Shrinkflation

  

Categories: Econ

Hmmm...these cookies look a lot smaller than you remember, when you were a kid. Maybe that’s because you’re bigger now?

Nope. It’s shrinkflation. Don’t let it fool you; you have a right to know what’s going on with your cookies.

Shrinkflation is when a company reduces the size of a product little by little, keeping the price all the same. Your cookies got smaller and smaller and smaller; they hoped people wouldn’t notice, and still buy. In the view of the cookie company, shrinkflation is better than raising the price of the cookies and losing a bunch of customers to substitute goods, like other cookies, or heaven-forbid...ice cream.

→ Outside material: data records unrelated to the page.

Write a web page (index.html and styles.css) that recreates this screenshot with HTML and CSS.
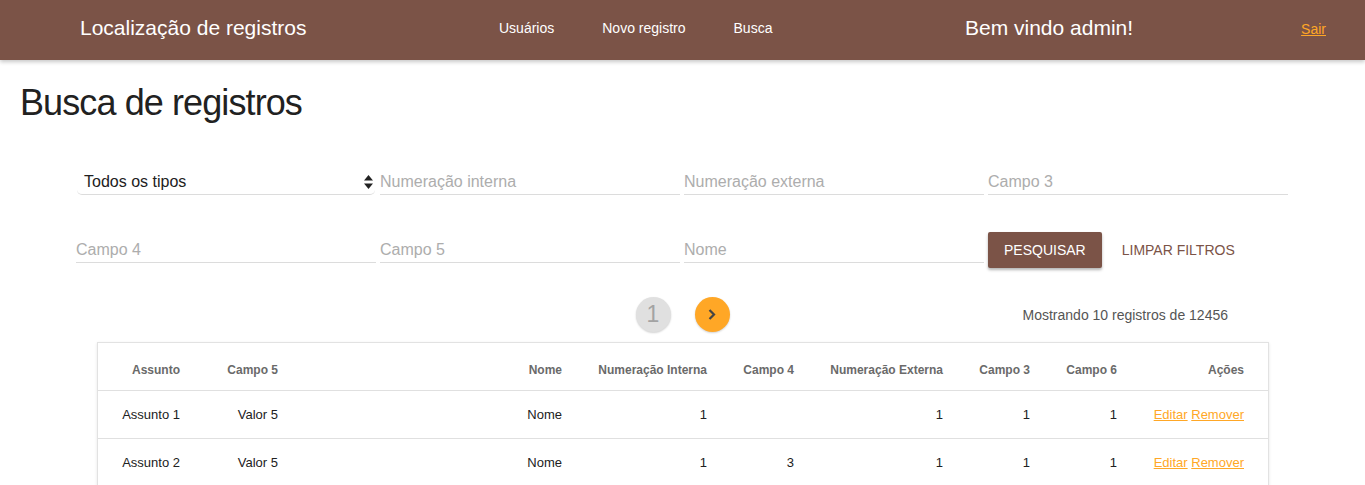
FILE: index.html
```html
<!DOCTYPE html>
<html lang="pt-BR">
<head>
<meta charset="utf-8">
<title>Busca de registros</title>
<link rel="stylesheet" href="styles.css">
</head>
<body>
<nav class="topbar">
  <div class="brand">Localização de registros</div>
  <ul class="nav-links">
    <li><a href="#">Usuários</a></li>
    <li><a href="#">Novo registro</a></li>
    <li><a href="#">Busca</a></li>
  </ul>
  <div class="welcome">Bem vindo admin!</div>
  <a class="logout" href="#">Sair</a>
</nav>

<main>
  <h1 class="page-title">Busca de registros</h1>

  <div class="filters">
    <div class="field select-field">
      <span>Todos os tipos</span>
      <svg class="select-arrows" width="9" height="14" viewBox="0 0 9 14"><polygon points="4.5,0 9,5.5 0,5.5" fill="#222"/><polygon points="0,8.5 9,8.5 4.5,14" fill="#222"/></svg>
    </div>
    <div class="field placeholder">Numeração interna</div>
    <div class="field placeholder">Numeração externa</div>
    <div class="field placeholder">Campo 3</div>

    <div class="field placeholder">Campo 4</div>
    <div class="field placeholder">Campo 5</div>
    <div class="field placeholder">Nome</div>
    <div class="actions">
      <button class="btn">PESQUISAR</button>
      <button class="btn-flat">LIMPAR FILTROS</button>
    </div>
  </div>

  <div class="pager-row">
    <div></div>
    <div class="pager">
      <span class="page-circle page-current">1</span>
      <span class="page-circle page-next">
        <svg width="8" height="11" viewBox="0 0 8 11"><polyline points="1.5,1 6,5.5 1.5,10" fill="none" stroke="#444" stroke-width="2.2"/></svg>
      </span>
    </div>
    <div class="count">Mostrando 10 registros de 12456</div>
  </div>

  <div class="card">
    <table class="results">
      <colgroup>
        <col class="c-assunto"><col class="c-campo5"><col class="c-nome"><col class="c-numint"><col class="c-campo4"><col class="c-numext"><col class="c-campo3"><col class="c-campo6"><col class="c-acoes">
      </colgroup>
      <thead>
        <tr>
          <th>Assunto</th><th>Campo 5</th><th>Nome</th><th>Numeração Interna</th><th>Campo 4</th><th>Numeração Externa</th><th>Campo 3</th><th>Campo 6</th><th class="last">Ações</th>
        </tr>
      </thead>
      <tbody>
        <tr>
          <td>Assunto 1</td><td>Valor 5</td><td>Nome</td><td>1</td><td></td><td>1</td><td>1</td><td>1</td><td class="last"><a href="#">Editar</a> <a href="#">Remover</a></td>
        </tr>
        <tr>
          <td>Assunto 2</td><td>Valor 5</td><td>Nome</td><td>1</td><td>3</td><td>1</td><td>1</td><td>1</td><td class="last"><a href="#">Editar</a> <a href="#">Remover</a></td>
        </tr>
      </tbody>
    </table>
  </div>
</main>
</body>
</html>
```

FILE: styles.css
```css
* { box-sizing: border-box; }

html, body {
  margin: 0;
  padding: 0;
  background: #fff;
  font-family: "Liberation Sans", Arial, sans-serif;
  color: #212121;
}

/* ---------- top bar ---------- */
.topbar {
  height: 60px;
  padding: 0 39px 5px 80px;
  background: #7b5347;
  display: flex;
  align-items: center;
  box-shadow: 0 2px 4px rgba(0, 0, 0, 0.22);
  color: #fff;
}

.brand {
  width: 419px;
  font-size: 21px;
  white-space: nowrap;
}

.nav-links {
  list-style: none;
  margin: 0;
  padding: 0;
  width: 466px;
  display: flex;
  gap: 48px;
}

.nav-links a {
  color: #fff;
  text-decoration: none;
  font-size: 14px;
}

.welcome {
  font-size: 21px;
  white-space: nowrap;
}

.logout {
  margin-left: auto;
  color: #ffa726;
  font-size: 14px;
  text-decoration: underline;
  position: relative;
  top: 1px;
}

/* ---------- title ---------- */
.page-title {
  margin: 23px 0 0 20px;
  font-size: 36px;
  line-height: 40px;
  font-weight: normal;
  letter-spacing: -0.9px;
  color: #212121;
}

/* ---------- filters ---------- */
.filters {
  margin: 46px 0 0 76px;
  display: grid;
  grid-template-columns: repeat(4, 300px);
  column-gap: 4px;
  row-gap: 37px;
  align-items: center;
}

.field {
  height: 26px;
  line-height: 25px;
  font-size: 16px;
  border-bottom: 1px solid #dcdcdc;
  white-space: nowrap;
}

.placeholder {
  color: #adadad;
}

.select-field {
  display: flex;
  align-items: center;
  justify-content: space-between;
  margin-left: 1px;
  margin-right: 1px;
  padding: 0 2px 0 7px;
  color: #212121;
  border-radius: 0 0 5px 5px;
}

.select-arrows {
  display: block;
  flex: none;
}

.actions {
  display: flex;
  align-items: center;
  white-space: nowrap;
}

.btn {
  height: 36px;
  padding: 0 16px;
  border: none;
  border-radius: 2px;
  background: #7b5347;
  color: #fff;
  font-family: inherit;
  font-size: 14px;
  box-shadow: 0 2px 3px rgba(0, 0, 0, 0.3);
}

.btn-flat {
  margin-left: 20px;
  padding: 0;
  border: none;
  background: transparent;
  color: #7b5347;
  font-family: inherit;
  font-size: 14px;
}

/* ---------- pager ---------- */
.pager-row {
  margin-top: 29px;
  display: grid;
  grid-template-columns: 1fr auto 1fr;
  align-items: center;
}

.pager {
  display: flex;
  gap: 24px;
}

.page-circle {
  width: 35px;
  height: 35px;
  border-radius: 50%;
  display: flex;
  align-items: center;
  justify-content: center;
  box-shadow: 0 1px 2px rgba(0, 0, 0, 0.18);
}

.page-current {
  background: #e0e0e0;
  color: #a3a3a3;
  font-size: 23px;
}

.page-next {
  background: #ffa726;
}

.count {
  justify-self: end;
  padding-right: 137px;
  font-size: 14px;
  color: #555;
}

/* ---------- table card ---------- */
.card {
  margin: 10px 0 0 97px;
  width: 1172px;
  border: 1px solid #e2e2e2;
  box-shadow: 0 1px 3px rgba(0, 0, 0, 0.1);
  background: #fff;
}

.results {
  width: 100%;
  table-layout: fixed;
  border-collapse: collapse;
}

.c-assunto { width: 82px; }
.c-campo5 { width: 98px; }
.c-nome { width: 284px; }
.c-numint { width: 145px; }
.c-campo4 { width: 87px; }
.c-numext { width: 149px; }
.c-campo3 { width: 87px; }
.c-campo6 { width: 87px; }
.c-acoes { width: 151px; }

.results th,
.results td {
  height: 48px;
  padding: 1px 0 0;
  text-align: right;
  white-space: nowrap;
}

.results th {
  height: 47px;
  padding-top: 7px;
}

.results tr {
  border-bottom: 1px solid #e0e0e0;
}

.results th {
  font-size: 12px;
  font-weight: bold;
  color: #6a6a6a;
}

.results td {
  font-size: 13px;
  color: #212121;
}

.results .last {
  padding-right: 24px;
}

.results td a {
  color: #ffa726;
  text-decoration: underline;
}
```
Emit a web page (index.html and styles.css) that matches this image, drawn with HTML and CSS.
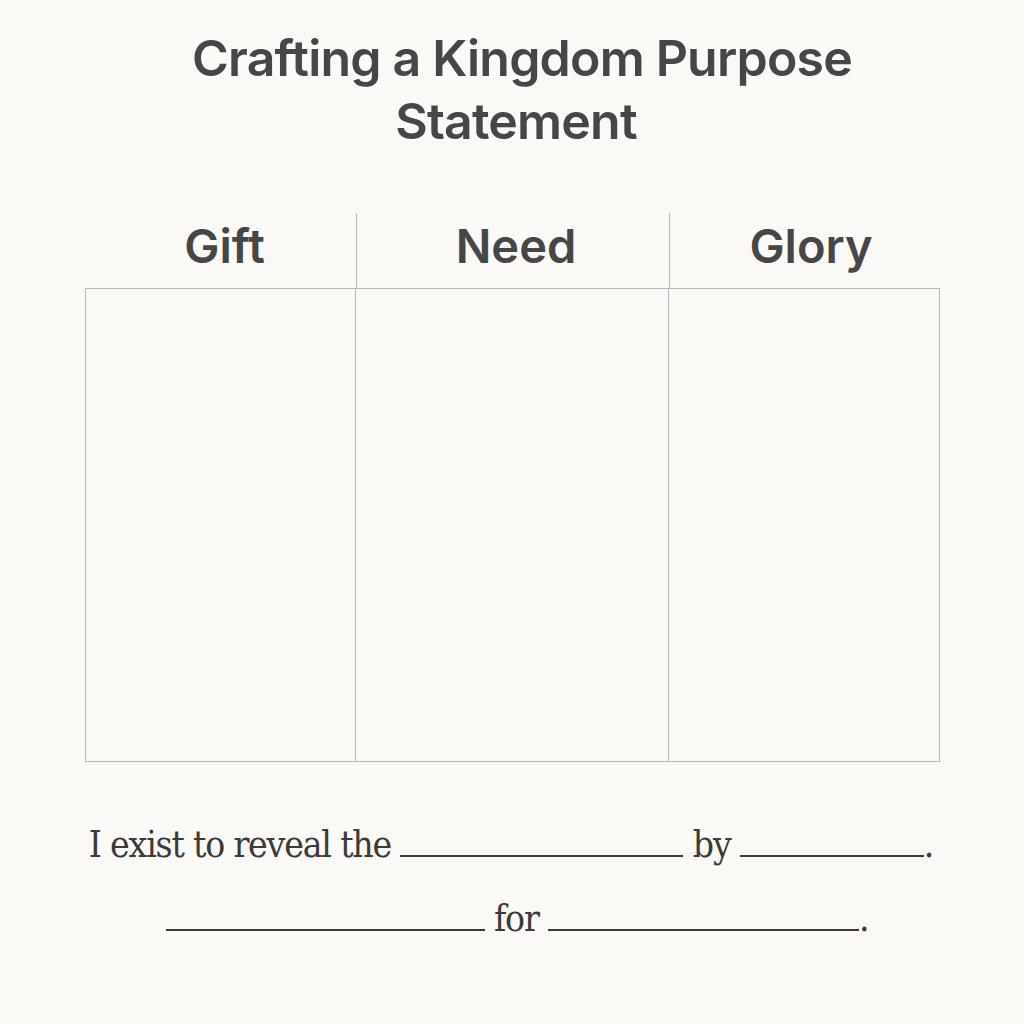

Some companies take shrinkflation to the next level. Here’s what they do: they keep prices stable, slowly shrinking what’s inside bit by bit…until one day, they bump up the price a tad, and increase the size of the product to the original size it was before shrinkage. The package will say something like “50% MORE COOKIE INSIDE!” to justify the tiny price increase.

That volume increase is kind of a lie, kind of not. Sure, it's 50% more cookies than last week, but it’s not 50% more cookies than a few months ago. It’s the same amount of cookies as a few months ago.

Now you know: most packaged food and drink products around you are likely to be shrinking in size. Are Oreos really double-stuf'd? Something to ponder.